TASK INSTRUCTIONS:
Transcribe the material exactly. Images do not belong in the copy.

GIVEN INFORMATION:
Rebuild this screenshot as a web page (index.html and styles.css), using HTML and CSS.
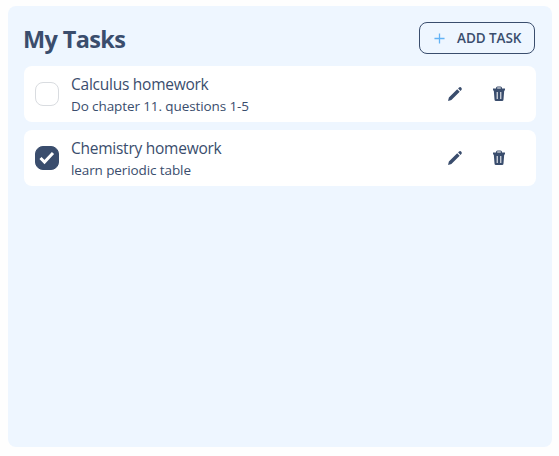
FILE: index.html
```html
<!DOCTYPE html>
<html lang="en">
<head>
<meta charset="utf-8">
<title>My Tasks</title>
<link rel="stylesheet" href="styles.css">
</head>
<body>
<svg class="sprite" aria-hidden="true">
  <symbol id="pencil" viewBox="0 0 16 16"><path d="M1 15l.9-3.400L10.200 3.300l2.500 2.500L4.400 14.100zM11.100 2.500l.9-.9a1.700 1.700 0 0 1 2.400 2.400l-.9.9z"/></symbol>
  <symbol id="trash" viewBox="0 0 14 16"><path fill-rule="evenodd" d="M4 2.500V2a1.500 1.500 0 0 1 1.500-1.500h3A1.500 1.500 0 0 1 10 2v.5h3V4.500H1v-2zM5.200 2.500h3.600V1.600H5.200zM1.800 4.500h10.400l-.7 9a1.500 1.500 0 0 1-1.500 1.500H4a1.500 1.500 0 0 1-1.500-1.500zM4.700 6v7h1V6zM8.300 6v7h1V6z"/></symbol>
</svg>
<main class="panel">
  <header class="header">
    <h1 class="title">My Tasks</h1>
    <button class="add"><svg class="plus" viewBox="0 0 12 12"><path d="M6 .5v11M.5 6h11"/></svg><span>ADD TASK</span></button>
  </header>
  <ul class="list">
    <li class="task">
      <span class="check"></span>
      <div class="text"><p class="name">Calculus homework</p><p class="note">Do chapter 11. questions 1-5</p></div>
      <svg class="icon pencil"><use href="#pencil"/></svg>
      <svg class="icon trash"><use href="#trash"/></svg>
    </li>
    <li class="task">
      <span class="check checked"><svg class="tick" viewBox="0 0 16 14"><path d="M1.500 7l4 4L14 2"/></svg></span>
      <div class="text"><p class="name">Chemistry homework</p><p class="note">learn periodic table</p></div>
      <svg class="icon pencil"><use href="#pencil"/></svg>
      <svg class="icon trash"><use href="#trash"/></svg>
    </li>
  </ul>
</main>
</body>
</html>
```
FILE: styles.css
```css
* { box-sizing: border-box; margin: 0; padding: 0; }
body { background: #fefefe; color: #3a4d6d; font-family: "Open Sans", "Noto Sans", sans-serif; padding: 6px 7px 9px 8px; }
.sprite { display: none; }
.panel { height: 441px; background: #eef6ff; border-radius: 8px; padding: 16px; }
.header { display: flex; justify-content: space-between; align-items: center; height: 32px; margin-bottom: 12px; padding-right: 1px; }
.title { font-size: 23.5px; font-weight: 700; line-height: 32px; letter-spacing: -0.65px; padding-top: 2px; margin-left: -1px; }
.add { display: flex; align-items: center; width: 116px; height: 32px; padding-left: 14px; gap: 12px; border: 1px solid #3a4d6d; border-radius: 8px; background: transparent; color: inherit; font: 600 13.5px/30px "Open Sans", sans-serif; letter-spacing: -0.05px; white-space: nowrap; }
.plus { width: 11px; height: 11px; stroke: #63b3f5; stroke-width: 1.4; fill: none; }
.list { list-style: none; display: grid; gap: 8px; }
.task { display: flex; align-items: center; height: 56px; padding: 0 30px 0 11px; background: #fff; border-radius: 8px; }
.check { width: 24px; height: 24px; border: 1px solid #d9dce0; border-radius: 8px; display: flex; align-items: center; justify-content: center; }
.checked { background: #3a4d6d; border-color: #3a4d6d; }
.tick { width: 16px; height: 14px; fill: none; stroke: #fff; stroke-width: 3; }
.text { flex: 1; margin-left: 12px; }
.name { font-size: 15.5px; line-height: 24px; font-weight: 400; letter-spacing: -0.25px; }
.note { font-size: 13.5px; line-height: 20px; letter-spacing: -0.1px; }
.icon { fill: #3a4d6d; }
.pencil { width: 16px; height: 16px; }
.trash { width: 14px; height: 16px; margin-left: 29px; }
```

RESULT OF THIS TASK:
Rebuild this screenshot as a web page (index.html and styles.css), using HTML and CSS.
FILE: index.html
```html
<!DOCTYPE html>
<html lang="en">
<head>
<meta charset="utf-8">
<title>My Tasks</title>
<link rel="stylesheet" href="styles.css">
</head>
<body>
<svg class="sprite" aria-hidden="true">
  <symbol id="pencil" viewBox="0 0 16 16"><path d="M1 15l.9-3.400L10.200 3.300l2.500 2.500L4.400 14.100zM11.100 2.500l.9-.9a1.700 1.700 0 0 1 2.400 2.400l-.9.9z"/></symbol>
  <symbol id="trash" viewBox="0 0 14 16"><path fill-rule="evenodd" d="M4 2.500V2a1.500 1.500 0 0 1 1.500-1.500h3A1.500 1.500 0 0 1 10 2v.5h3V4.500H1v-2zM5.200 2.500h3.600V1.600H5.200zM1.800 4.500h10.400l-.7 9a1.500 1.500 0 0 1-1.500 1.500H4a1.500 1.500 0 0 1-1.500-1.500zM4.700 6v7h1V6zM8.300 6v7h1V6z"/></symbol>
</svg>
<main class="panel">
  <header class="header">
    <h1 class="title">My Tasks</h1>
    <button class="add"><svg class="plus" viewBox="0 0 12 12"><path d="M6 .5v11M.5 6h11"/></svg><span>ADD TASK</span></button>
  </header>
  <ul class="list">
    <li class="task">
      <span class="check"></span>
      <div class="text"><p class="name">Calculus homework</p><p class="note">Do chapter 11. questions 1-5</p></div>
      <svg class="icon pencil"><use href="#pencil"/></svg>
      <svg class="icon trash"><use href="#trash"/></svg>
    </li>
    <li class="task">
      <span class="check checked"><svg class="tick" viewBox="0 0 16 14"><path d="M1.500 7l4 4L14 2"/></svg></span>
      <div class="text"><p class="name">Chemistry homework</p><p class="note">learn periodic table</p></div>
      <svg class="icon pencil"><use href="#pencil"/></svg>
      <svg class="icon trash"><use href="#trash"/></svg>
    </li>
  </ul>
</main>
</body>
</html>
```
FILE: styles.css
```css
* { box-sizing: border-box; margin: 0; padding: 0; }
body { background: #fefefe; color: #3a4d6d; font-family: "Open Sans", "Noto Sans", sans-serif; padding: 6px 7px 9px 8px; }
.sprite { display: none; }
.panel { height: 441px; background: #eef6ff; border-radius: 8px; padding: 16px; }
.header { display: flex; justify-content: space-between; align-items: center; height: 32px; margin-bottom: 12px; padding-right: 1px; }
.title { font-size: 23.5px; font-weight: 700; line-height: 32px; letter-spacing: -0.65px; padding-top: 2px; margin-left: -1px; }
.add { display: flex; align-items: center; width: 116px; height: 32px; padding-left: 14px; gap: 12px; border: 1px solid #3a4d6d; border-radius: 8px; background: transparent; color: inherit; font: 600 13.5px/30px "Open Sans", sans-serif; letter-spacing: -0.05px; white-space: nowrap; }
.plus { width: 11px; height: 11px; stroke: #63b3f5; stroke-width: 1.4; fill: none; }
.list { list-style: none; display: grid; gap: 8px; }
.task { display: flex; align-items: center; height: 56px; padding: 0 30px 0 11px; background: #fff; border-radius: 8px; }
.check { width: 24px; height: 24px; border: 1px solid #d9dce0; border-radius: 8px; display: flex; align-items: center; justify-content: center; }
.checked { background: #3a4d6d; border-color: #3a4d6d; }
.tick { width: 16px; height: 14px; fill: none; stroke: #fff; stroke-width: 3; }
.text { flex: 1; margin-left: 12px; }
.name { font-size: 15.5px; line-height: 24px; font-weight: 400; letter-spacing: -0.25px; }
.note { font-size: 13.5px; line-height: 20px; letter-spacing: -0.1px; }
.icon { fill: #3a4d6d; }
.pencil { width: 16px; height: 16px; }
.trash { width: 14px; height: 16px; margin-left: 29px; }
```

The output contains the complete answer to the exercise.